Analysis: The scope of interference under Section 37 is narrower than under Section 34, and the Appellate Court must examine whether the Section 34 Court stayed within the limited grounds available under the Act. The Arbitration and Conciliation Act, 1996 does not impose a statutory bar on remand, but remand is not to be ordered routinely. It may be justified only in exceptional situations, such as summary disposal without consideration on merits, want of notice, or absence of necessary parties. Where the Section 34 Court has rendered an elaborate, reasoned decision on the merits of the challenge to the award, the proper course for the Appellate Court is to decide the appeal on merits rather than send the matter back.
Conclusion: The remand ordered by the Division Bench was unwarranted, because the Section 34 judgment had dealt with the merits in detail and no exceptional circumstance justified a fresh hearing.

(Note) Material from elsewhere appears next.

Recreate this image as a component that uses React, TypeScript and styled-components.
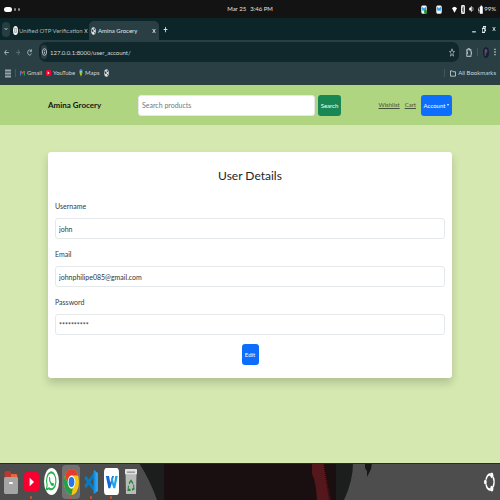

Final Conclusion: The order of remand was set aside, the appeal before the High Court was restored for decision on merits, and the merits of the arbitral award and the Section 34 judgment were left open for reconsideration by the High Court.
Ratio Decidendi: In an appeal under Section 37 of the Arbitration and Conciliation Act, 1996, remand to the Section 34 Court is permissible only in exceptional cases and not where the Section 34 Court has already adjudicated the challenge to the award on merits with reasoned findings.